New Delhi: ICICI Prudential Asset Management Company has suspended fresh subscriptions through lumpsum mode and switches into ICICI Prudential Smallcap Fund and ICICI Prudential Midcap Fund effective 14 March.
The move by ICICI Prudential AMC is in response to heavy flows in the midcap and smallcap categories, resulting in these outperforming largecap stocks and stretching valuations.
Several other fund houses have also stopped accepting lumpsum investments and imposed limits on investments in smallcap and midcap funds.
Both the Nifty Midcap 150 Index and the Nifty Smallcap 250 Index have delivered significant returns over the past year, at 55% and 59%, respectively, compared with the Nifty 100 Index’s 33%.
Additionally, the current share of midcap and smallcap stocks in the total market cap is 36.4%, higher than the last 15-year average of 25.4%, according to a report by ICICI Prudential AMC.
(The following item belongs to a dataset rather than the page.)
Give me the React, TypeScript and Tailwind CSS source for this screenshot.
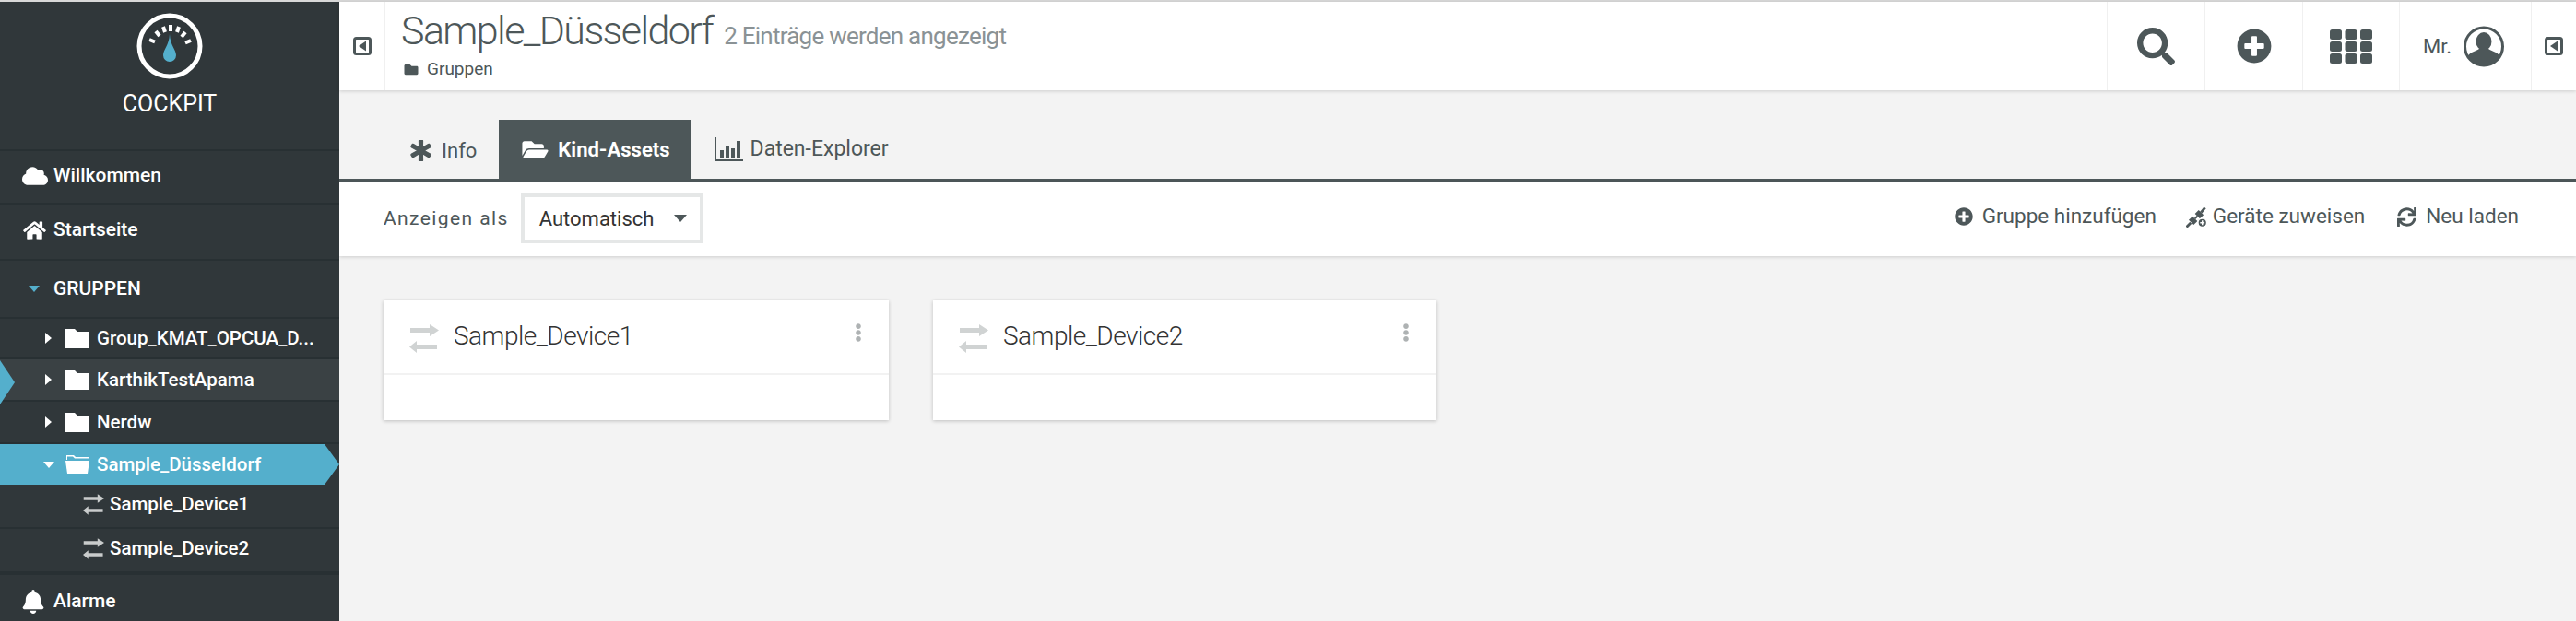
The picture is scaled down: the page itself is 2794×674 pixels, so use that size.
import React from "react";
import {
  FaAsterisk,
  FaBell,
  FaCloud,
  FaEllipsisV,
  FaFolder,
  FaFolderOpen,
  FaHome,
  FaPlusCircle,
  FaSearch,
  FaSync,
} from "react-icons/fa";

function Gauge() {
  return (
    <svg viewBox="0 0 72 72" className="w-[72px] h-[72px]">
      <circle cx="36" cy="36" r="33" fill="none" stroke="#fff" strokeWidth="5" />
      <g stroke="#fff" strokeWidth="4">
        <line x1="14" y1="29" x2="20" y2="31.5" />
        <line x1="21" y1="20" x2="25" y2="25" />
        <line x1="29" y1="15" x2="31" y2="21" />
        <line x1="37" y1="13" x2="37" y2="20" />
        <line x1="46" y1="15" x2="44" y2="21" />
        <line x1="53" y1="21" x2="49" y2="26" />
        <line x1="59" y1="30" x2="53" y2="32.5" />
      </g>
      <path d="M36 23 C36.5 35 43 40 43 46 A7 7 0 0 1 29 46 C29 40 35.5 35 36 23 Z" fill="#54afcc" />
    </svg>
  );
}

function Exchange({ className }: { className: string }) {
  return (
    <svg viewBox="0 0 32 31" className={className} fill="currentColor">
      <path d="M1 4H22V0L32 6.5L22 13V9H1Z" />
      <path d="M30 22H8V18L0 24.5L8 31V27H30Z" />
    </svg>
  );
}

function ToggleBox({ className }: { className: string }) {
  return (
    <svg viewBox="0 0 20 20" className={className}>
      <rect x="1.5" y="1.5" width="17" height="17" rx="2" fill="none" stroke="#4d5759" strokeWidth="3" />
      <path d="M14 4.5V15.5L6 10Z" fill="#4d5759" />
    </svg>
  );
}

function Folder() {
  return (
    <svg viewBox="0 0 26 21" className="w-[26px] h-[21px]" fill="#fff">
      <path d="M0 0H10L13 3H26V21H0Z" />
    </svg>
  );
}

function OpenFolder() {
  return (
    <svg viewBox="0 0 26 20" className="w-[26px] h-[20px]" fill="#fff">
      <path d="M1 0H9L11 2H25V3.5H10L8 1.5H2V5H1Z" />
      <path d="M0 6H26L24 20H2Z" />
    </svg>
  );
}

function BarChart() {
  return (
    <svg viewBox="0 0 31 26" className="w-[31px] h-[26px]" fill="#4d5759">
      <path d="M0 0H2V24H31V26H0Z" />
      <path d="M6 14H10V22H6ZM12 9H16V22H12ZM18 12H22V22H18ZM24 4H28V22H24Z" />
    </svg>
  );
}

function Grid() {
  return (
    <svg viewBox="0 0 46 37" className="w-[46px] h-[37px]" fill="#4d5759">
      {[0, 13, 26].map((y) =>
        [0, 16.5, 33].map((x) => <rect key={`${x}-${y}`} x={x} y={y} width="13" height="11" rx="2.5" />)
      )}
    </svg>
  );
}

function Avatar() {
  return (
    <svg viewBox="0 0 44 45" className="w-[44px] h-[45px]">
      <circle cx="22" cy="22.5" r="20.5" fill="#fff" stroke="#4d5759" strokeWidth="3" />
      <ellipse cx="22" cy="17" rx="8.5" ry="10" fill="#4d5759" />
      <path d="M4.5 33C8 28 13 28 17 25H27C31 28 36 28 39.5 33C35.5 40 29 43.5 22 43.5C15 43.5 8.5 40 4.5 33Z" fill="#4d5759" />
    </svg>
  );
}

function PlugPlus() {
  return (
    <svg viewBox="0 0 24 24" className="w-[23px] h-[23px]" fill="#4d5759">
      <path d="M12.900 16.700L7.300 11.100L3.100 15.300L8.700 20.900Z" />
      <path d="M19.900 9.700L14.300 4.100L10.100 8.300L15.700 13.900Z" />
      <path d="M0.500 23.500L5.500 18.500" stroke="#4d5759" strokeWidth="3" />
      <path d="M17 7L21.500 1.500" stroke="#4d5759" strokeWidth="3" />
      <path d="M10 14L13 11" stroke="#4d5759" strokeWidth="2" />
      <circle cx="18.500" cy="18.500" r="5" stroke="#fff" strokeWidth="1.500" />
      <path d="M18.500 16V21M16 18.500H21" stroke="#fff" strokeWidth="1.500" />
    </svg>
  );
}

function SideRow({
  h,
  icon,
  label,
  pb,
}: {
  h: string;
  icon: React.ReactNode;
  label: string;
  pb: string;
}) {
  return (
    <div className={`${h} ${pb} flex items-center pl-6 border-b-2 border-[#283033]`}>
      <span className="w-[34px] flex justify-start">{icon}</span>
      <span className="text-[21px] font-medium">{label}</span>
    </div>
  );
}

function TreeRow({ label, h, bg }: { label: string; h: string; bg?: string }) {
  return (
    <div className={`${h} ${bg ?? ""} flex items-center pl-[49px] border-b-2 border-[#283033]`}>
      <span className="w-0 h-0 border-y-[6px] border-y-transparent border-l-[7px] border-l-white" />
      <span className="ml-[15px]">
        <Folder />
      </span>
      <span className="ml-2 text-[20.5px] font-medium whitespace-nowrap">{label}</span>
    </div>
  );
}

function DeviceRow({ label, h }: { label: string; h: string }) {
  return (
    <div className={`${h} pb-[4px] flex items-center pl-[90px] border-b-2 border-[#283033]`}>
      <Exchange className="w-[23px] h-[23px] text-[#c9cccc]" />
      <span className="ml-[6px] text-[20.5px] font-medium">{label}</span>
    </div>
  );
}

function Card({ label, width }: { label: string; width: string }) {
  return (
    <div className={`${width} h-[130px] bg-white shadow-[0_1px_4px_rgba(0,0,0,0.22)]`}>
      <div className="h-[81px] flex items-start pl-[28px] pr-[29px] border-b-2 border-[#f2f2f2]">
        <Exchange className="w-[32px] h-[31px] mt-[26px] text-[#d0d3d3]" />
        <span className="ml-[16px] mt-[18px] text-[28px] tracking-[-0.5px] font-light text-[#333]">{label}</span>
        <FaEllipsisV className="ml-auto mt-[25px] w-[8px] h-[20px] text-[#aeb2b3]" />
      </div>
    </div>
  );
}

export default function App() {
  return (
    <div
      className="w-[2794px] h-[674px] overflow-hidden flex flex-col bg-[#f3f3f3]"
      style={{ fontFamily: "Roboto, sans-serif" }}
    >
      <div className="h-[2px] bg-[#d8d8d8]" />
      <div className="flex flex-1 min-h-0">
        {/* Sidebar */}
        <aside className="relative w-[368px] shrink-0 bg-[#30373a] text-white flex flex-col">
          <div className="h-[162px] flex flex-col items-center pt-[12px] border-b-2 border-[#283033]">
            <Gauge />
            <span className="mt-[11px] text-[25px] font-normal leading-[32px]">COCKPIT</span>
          </div>
          <SideRow
            h="h-[58px]"
            pb="pb-[3px]"
            icon={<FaCloud className="w-[28px] h-[26px]" />}
            label="Willkommen"
          />
          <SideRow
            h="h-[61px]"
            pb="pb-[3px]"
            icon={<FaHome className="w-[25px] h-[22px] ml-[1px]" />}
            label="Startseite"
          />
          <SideRow
            h="h-[63px]"
            pb="pb-0"
            icon={
              <span className="ml-[7px] w-0 h-0 border-x-[6px] border-x-transparent border-t-[7px] border-t-[#54afcc]" />
            }
            label="GRUPPEN"
          />
          <TreeRow h="h-[44px]" label="Group_KMAT_OPCUA_D..." />
          <TreeRow h="h-[46px]" bg="bg-[#3a4144]" label="KarthikTestApama" />
          <TreeRow h="h-[46px]" label="Nerdw" />
          <div className="h-[44px] flex items-center pl-[47px] bg-[#54afcc] [clip-path:polygon(0_0,352px_0,100%_50%,352px_100%,0_100%)]">
            <span className="w-0 h-0 border-x-[6px] border-x-transparent border-t-[7px] border-t-white" />
            <span className="ml-[12px]">
              <OpenFolder />
            </span>
            <span className="ml-2 text-[20.5px] font-medium">Sample_Düsseldorf</span>
          </div>
          <DeviceRow h="h-[47px] mt-[1px]" label="Sample_Device1" />
          <DeviceRow h="h-[48px]" label="Sample_Device2" />
          <div className="h-[4px] bg-[#283033] -mt-[2px]" />
          <div className="flex-1 flex items-center pl-6 pt-2">
            <span className="w-[34px]">
              <FaBell className="w-[24px] h-[26px]" />
            </span>
            <span className="text-[21px] font-medium">Alarme</span>
          </div>
          {/* marker on the hovered row */}
          <div className="absolute left-0 top-[389px] w-[16px] h-[48px] bg-[#54afcc] [clip-path:polygon(0_0,100%_50%,0_100%)]" />
        </aside>

        <main className="flex-1 min-w-0 flex flex-col">
          {/* Header */}
          <header className="h-[96px] bg-white shadow-[0_1px_4px_rgba(0,0,0,0.16)] flex items-stretch z-10">
            <div className="w-[50px] flex items-center justify-center border-r border-[#f0f0f0]">
              <ToggleBox className="w-[20px] h-[20px]" />
            </div>
            <div className="flex-1 pl-[17px] pt-[2px]">
              <div className="flex items-baseline whitespace-nowrap">
                <span className="text-[43px] tracking-[-1.6px] font-light leading-[58px] text-[#4d5759]">
                  Sample_Düsseldorf
                </span>
                <span className="ml-[12px] text-[26px] tracking-[-0.75px] font-normal text-[#8a9295]">
                  2 Einträge werden angezeigt
                </span>
              </div>
              <div className="flex items-center mt-[2px] text-[#4d5759]">
                <FaFolder className="w-[18px] h-[15px] ml-[2px]" />
                <span className="ml-2 text-[19px] leading-[22px]">Gruppen</span>
              </div>
            </div>
            <div className="w-[106px] flex items-center justify-center border-l border-[#f0f0f0]">
              <FaSearch className="w-[41px] h-[41px] text-[#4d5759]" />
            </div>
            <div className="w-[106px] flex items-center justify-center border-l border-[#f0f0f0]">
              <FaPlusCircle className="w-[38px] h-[38px] text-[#4d5759]" />
            </div>
            <div className="w-[105px] flex items-center justify-center border-l border-[#f0f0f0]">
              <Grid />
            </div>
            <div className="w-[143px] flex items-center pl-[25px] border-l border-[#f0f0f0]">
              <span className="text-[22px] text-[#4d5759] mr-[13px]">Mr.</span>
              <Avatar />
            </div>
            <div className="w-[49px] flex items-center justify-center border-l border-[#f0f0f0]">
              <ToggleBox className="w-[20px] h-[20px]" />
            </div>
          </header>

          {/* Tabs */}
          <nav className="h-[96px] flex items-end pl-[52px] text-[#4d5759]">
            <div className="h-[64px] flex items-center pl-[25px] pr-[24px] pt-[2px]">
              <FaAsterisk className="w-[23px] h-[23px]" stroke="currentColor" strokeWidth={30} />
              <span className="ml-[11px] text-[22px] font-normal">Info</span>
            </div>
            <div className="h-[64px] flex items-center pl-[25px] pr-[23px] bg-[#4d5759] text-white">
              <FaFolderOpen className="w-[29px] h-[25px]" />
              <span className="ml-[10px] text-[22px] font-bold">Kind-Assets</span>
            </div>
            <div className="h-[64px] flex items-center pl-[25px] pr-[25px]">
              <BarChart />
              <span className="ml-2 text-[23px]">Daten-Explorer</span>
            </div>
          </nav>
          <div className="h-[4px] bg-[#4d5759]" />

          {/* Toolbar */}
          <div className="h-[80px] bg-white shadow-[0_1px_4px_rgba(0,0,0,0.16)] flex items-center pl-[48px] pr-[62px] text-[#4d5759]">
            <span className="text-[21px] tracking-[1.4px]">Anzeigen als</span>
            <div className="ml-[13px] w-[198px] h-[54px] border-4 border-[#e5e7e7] flex items-center pl-[16px] pr-[14px] -mt-[2px]">
              <span className="text-[22px] text-[#333]">Automatisch</span>
              <span className="ml-auto w-0 h-0 border-x-[7px] border-x-transparent border-t-[8px] border-t-[#4d5759]" />
            </div>
            <div className="ml-auto flex items-center -mt-[6px]">
              <div className="flex items-center">
                <FaPlusCircle className="w-[20px] h-[20px]" />
                <span className="ml-[10px] text-[22.5px]">Gruppe hinzufügen</span>
              </div>
              <div className="flex items-center ml-[32px]">
                <PlugPlus />
                <span className="ml-[6px] text-[22.5px]">Geräte zuweisen</span>
              </div>
              <div className="flex items-center ml-[35px]">
                <FaSync className="w-[21px] h-[21px]" />
                <span className="ml-[10px] text-[22.5px]">Neu laden</span>
              </div>
            </div>
          </div>

          {/* Cards */}
          <section className="flex gap-[48px] pt-[48px] pl-[48px]">
            <Card label="Sample_Device1" width="w-[548px]" />
            <Card label="Sample_Device2" width="w-[546px]" />
          </section>
        </main>
      </div>
    </div>
  );
}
The asset management company recommended investing in a staggered manner, adding that systematic investments offer predictability in flows and are more efficient in deployment due to their lower ticket size.
ICICI Prudential AMC has allowed its systematic investment plans and systematic transfer plans to continue. But it has capped fresh SIP and STP registrations at ₹2 lakh per individual per month.
The SIP top-up facility will not be available for fresh registrations in these schemes from here on, the company said.
The Securities and Exchange Board of India has raised concerns about the high valuations of smallcap and midcap stocks, and suggested money managers to limit inflows in these schemes.
This regulatory intervention is aimed at protecting investors’ interests and ensuring the stability of the market.
The Association of Mutual Funds in India has also asked asset management companies to disclose how many days they would need to liquidate their midcap and smallcap portfolios from 15 March.